▶ **GIVEN INFORMATION**:
################

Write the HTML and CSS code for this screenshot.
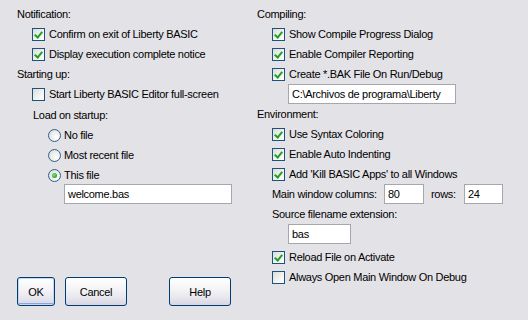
FILE: index.html
```html
<!DOCTYPE html>
<html lang="en">
<head>
  <meta charset="UTF-8" />
  <title>Preferences</title>
  <link rel="stylesheet" href="styles.css">
</head>
<body>
  <div class="dialog">
    <section class="col">
      <div class="head">Notification:</div>
      <div class="check on"><span class="box"></span>Confirm on exit of Liberty BASIC</div>
      <div class="check on"><span class="box"></span>Display execution complete notice</div>
      <div class="head">Starting up:</div>
      <div class="check"><span class="box"></span>Start Liberty BASIC Editor full-screen</div>
      <div class="sub head">Load on startup:</div>
      <div class="radio"><span class="dot"></span>No file</div>
      <div class="radio"><span class="dot"></span>Most recent file</div>
      <div class="radio on"><span class="dot"></span>This file</div>
      <div class="field file"><span class="text">welcome.bas</span></div>

      <div class="buttons">
        <button class="btn ok default">OK</button>
        <button class="btn cancel">Cancel</button>
        <button class="btn help">Help</button>
      </div>
    </section>

    <section class="col">
      <div class="head">Compiling:</div>
      <div class="check on"><span class="box"></span>Show Compile Progress Dialog</div>
      <div class="check on"><span class="box"></span>Enable Compiler Reporting</div>
      <div class="check on"><span class="box"></span>Create *.BAK File On Run/Debug</div>
      <div class="field path"><span class="text">C:\Archivos de programa\Liberty</span></div>
      <div class="head">Environment:</div>
      <div class="check on"><span class="box"></span>Use Syntax Coloring</div>
      <div class="check on"><span class="box"></span>Enable Auto Indenting</div>
      <div class="check on"><span class="box"></span>Add 'Kill BASIC Apps' to all Windows</div>
      <div class="size-row">
        <span class="lbl">Main window columns:</span>
        <div class="field num"><span class="text">80</span></div>
        <span class="lbl rows">rows:</span>
        <div class="field num"><span class="text">24</span></div>
      </div>
      <div class="plain">Source filename extension:</div>
      <div class="field ext"><span class="text">bas</span></div>
      <div class="check on late"><span class="box"></span>Reload File on Activate</div>
      <div class="check"><span class="box"></span>Always Open Main Window On Debug</div>
    </section>
  </div>
</body>
</html>
```

FILE: styles.css
```css
:root {
  --bg: #e3e2e6;
  --text: #000000;
  --edge: #1c5180;
  --tick: #21a121;
  --field-line: #a5a7ad;
  --btn-line: #003c74;
}

* {
  margin: 0;
  padding: 0;
  box-sizing: border-box;
}

body {
  background: var(--bg);
  color: var(--text);
  font-family: "Liberation Sans", Arial, sans-serif;
  font-size: 11px;
  letter-spacing: -0.3px;
  width: 528px;
  height: 320px;
  overflow: hidden;
}

.dialog {
  display: grid;
  grid-template-columns: 240px 1fr;
  align-items: start;
  padding: 4px 0 0 17px;
}

.col {
  display: flex;
  flex-direction: column;
}

.head,
.plain,
.check,
.radio {
  height: 20px;
  line-height: 20px;
  white-space: nowrap;
}

.head.sub {
  padding-left: 16px;
  margin-top: 1px;
}

.plain {
  padding-left: 15px;
}

/* checkboxes */
.check {
  display: flex;
  align-items: center;
  padding-left: 15px;
}

.check .box {
  width: 13px;
  height: 13px;
  border: 1px solid var(--edge);
  background: linear-gradient(135deg, #dcdcd6 0%, #f4f4f2 60%, #ffffff 100%);
  margin-right: 4px;
  flex: none;
  position: relative;
}

.check.on .box::after {
  content: "";
  position: absolute;
  left: 3px;
  top: 1px;
  width: 3px;
  height: 6px;
  border-right: 2px solid var(--tick);
  border-bottom: 2px solid var(--tick);
  transform: rotate(40deg);
}

.check.late {
  margin-top: 3px;
}

/* radios */
.radio {
  display: flex;
  align-items: center;
  padding-left: 31px;
}

.radio .dot {
  width: 13px;
  height: 13px;
  border: 1px solid #2f5f8c;
  border-radius: 50%;
  background: radial-gradient(circle at 65% 65%, #ffffff 0%, #ececea 50%, #d4d4ce 100%);
  margin-right: 3px;
  flex: none;
  display: flex;
  align-items: center;
  justify-content: center;
}

.radio.on .dot::after {
  content: "";
  width: 5px;
  height: 5px;
  border-radius: 50%;
  background: radial-gradient(circle at 40% 40%, #8fe08f 0%, #2eb52e 55%, #1a8c1a 100%);
}

/* text fields */
.field {
  height: 20px;
  background: #ffffff;
  border: 1px solid var(--field-line);
  line-height: 18px;
  padding-left: 3px;
  white-space: nowrap;
  overflow: hidden;
}

.field.file {
  width: 168px;
  margin-left: 47px;
  margin-top: -1px;
}

.field.path {
  width: 168px;
  margin-left: 31px;
}

.field.ext {
  width: 63px;
  margin-left: 31px;
}

.field.num {
  width: 40px;
}

.size-row {
  display: flex;
  align-items: center;
  height: 20px;
  padding-left: 15px;
}

.size-row .lbl {
  width: 112px;
}

.size-row .lbl.rows {
  width: 40px;
  padding-left: 7px;
}

.size-row .field.num:last-child {
  width: 39px;
}

/* buttons */
.buttons {
  display: flex;
  margin-top: 73px;
}

.btn {
  height: 29px;
  border: 1px solid var(--btn-line);
  border-radius: 3px;
  background: linear-gradient(#ffffff 0%, #f3f3f6 45%, #e4e3ec 80%, #d6d5e2 100%);
  font-family: "Liberation Sans", Arial, sans-serif;
  font-size: 11px;
  letter-spacing: -0.3px;
  color: var(--text);
}

.btn.default {
  box-shadow: inset 0 0 0 1px #c6d5f0, inset 0 -2px 0 #8aa6dc;
}

.btn.ok {
  width: 38px;
}

.btn.cancel {
  width: 62px;
  margin-left: 10px;
}

.btn.help {
  width: 62px;
  margin-left: 42px;
}
```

################

▶ **OBJECTIVE**: Reproduce the material word for word. Any pictures should be left out of the copy.

▶ **WORKED ANSWER**:
Write the HTML and CSS code for this screenshot.
FILE: index.html
```html
<!DOCTYPE html>
<html lang="en">
<head>
  <meta charset="UTF-8" />
  <title>Preferences</title>
  <link rel="stylesheet" href="styles.css">
</head>
<body>
  <div class="dialog">
    <section class="col">
      <div class="head">Notification:</div>
      <div class="check on"><span class="box"></span>Confirm on exit of Liberty BASIC</div>
      <div class="check on"><span class="box"></span>Display execution complete notice</div>
      <div class="head">Starting up:</div>
      <div class="check"><span class="box"></span>Start Liberty BASIC Editor full-screen</div>
      <div class="sub head">Load on startup:</div>
      <div class="radio"><span class="dot"></span>No file</div>
      <div class="radio"><span class="dot"></span>Most recent file</div>
      <div class="radio on"><span class="dot"></span>This file</div>
      <div class="field file"><span class="text">welcome.bas</span></div>

      <div class="buttons">
        <button class="btn ok default">OK</button>
        <button class="btn cancel">Cancel</button>
        <button class="btn help">Help</button>
      </div>
    </section>

    <section class="col">
      <div class="head">Compiling:</div>
      <div class="check on"><span class="box"></span>Show Compile Progress Dialog</div>
      <div class="check on"><span class="box"></span>Enable Compiler Reporting</div>
      <div class="check on"><span class="box"></span>Create *.BAK File On Run/Debug</div>
      <div class="field path"><span class="text">C:\Archivos de programa\Liberty</span></div>
      <div class="head">Environment:</div>
      <div class="check on"><span class="box"></span>Use Syntax Coloring</div>
      <div class="check on"><span class="box"></span>Enable Auto Indenting</div>
      <div class="check on"><span class="box"></span>Add 'Kill BASIC Apps' to all Windows</div>
      <div class="size-row">
        <span class="lbl">Main window columns:</span>
        <div class="field num"><span class="text">80</span></div>
        <span class="lbl rows">rows:</span>
        <div class="field num"><span class="text">24</span></div>
      </div>
      <div class="plain">Source filename extension:</div>
      <div class="field ext"><span class="text">bas</span></div>
      <div class="check on late"><span class="box"></span>Reload File on Activate</div>
      <div class="check"><span class="box"></span>Always Open Main Window On Debug</div>
    </section>
  </div>
</body>
</html>
```

FILE: styles.css
```css
:root {
  --bg: #e3e2e6;
  --text: #000000;
  --edge: #1c5180;
  --tick: #21a121;
  --field-line: #a5a7ad;
  --btn-line: #003c74;
}

* {
  margin: 0;
  padding: 0;
  box-sizing: border-box;
}

body {
  background: var(--bg);
  color: var(--text);
  font-family: "Liberation Sans", Arial, sans-serif;
  font-size: 11px;
  letter-spacing: -0.3px;
  width: 528px;
  height: 320px;
  overflow: hidden;
}

.dialog {
  display: grid;
  grid-template-columns: 240px 1fr;
  align-items: start;
  padding: 4px 0 0 17px;
}

.col {
  display: flex;
  flex-direction: column;
}

.head,
.plain,
.check,
.radio {
  height: 20px;
  line-height: 20px;
  white-space: nowrap;
}

.head.sub {
  padding-left: 16px;
  margin-top: 1px;
}

.plain {
  padding-left: 15px;
}

/* checkboxes */
.check {
  display: flex;
  align-items: center;
  padding-left: 15px;
}

.check .box {
  width: 13px;
  height: 13px;
  border: 1px solid var(--edge);
  background: linear-gradient(135deg, #dcdcd6 0%, #f4f4f2 60%, #ffffff 100%);
  margin-right: 4px;
  flex: none;
  position: relative;
}

.check.on .box::after {
  content: "";
  position: absolute;
  left: 3px;
  top: 1px;
  width: 3px;
  height: 6px;
  border-right: 2px solid var(--tick);
  border-bottom: 2px solid var(--tick);
  transform: rotate(40deg);
}

.check.late {
  margin-top: 3px;
}

/* radios */
.radio {
  display: flex;
  align-items: center;
  padding-left: 31px;
}

.radio .dot {
  width: 13px;
  height: 13px;
  border: 1px solid #2f5f8c;
  border-radius: 50%;
  background: radial-gradient(circle at 65% 65%, #ffffff 0%, #ececea 50%, #d4d4ce 100%);
  margin-right: 3px;
  flex: none;
  display: flex;
  align-items: center;
  justify-content: center;
}

.radio.on .dot::after {
  content: "";
  width: 5px;
  height: 5px;
  border-radius: 50%;
  background: radial-gradient(circle at 40% 40%, #8fe08f 0%, #2eb52e 55%, #1a8c1a 100%);
}

/* text fields */
.field {
  height: 20px;
  background: #ffffff;
  border: 1px solid var(--field-line);
  line-height: 18px;
  padding-left: 3px;
  white-space: nowrap;
  overflow: hidden;
}

.field.file {
  width: 168px;
  margin-left: 47px;
  margin-top: -1px;
}

.field.path {
  width: 168px;
  margin-left: 31px;
}

.field.ext {
  width: 63px;
  margin-left: 31px;
}

.field.num {
  width: 40px;
}

.size-row {
  display: flex;
  align-items: center;
  height: 20px;
  padding-left: 15px;
}

.size-row .lbl {
  width: 112px;
}

.size-row .lbl.rows {
  width: 40px;
  padding-left: 7px;
}

.size-row .field.num:last-child {
  width: 39px;
}

/* buttons */
.buttons {
  display: flex;
  margin-top: 73px;
}

.btn {
  height: 29px;
  border: 1px solid var(--btn-line);
  border-radius: 3px;
  background: linear-gradient(#ffffff 0%, #f3f3f6 45%, #e4e3ec 80%, #d6d5e2 100%);
  font-family: "Liberation Sans", Arial, sans-serif;
  font-size: 11px;
  letter-spacing: -0.3px;
  color: var(--text);
}

.btn.default {
  box-shadow: inset 0 0 0 1px #c6d5f0, inset 0 -2px 0 #8aa6dc;
}

.btn.ok {
  width: 38px;
}

.btn.cancel {
  width: 62px;
  margin-left: 10px;
}

.btn.help {
  width: 62px;
  margin-left: 42px;
}
```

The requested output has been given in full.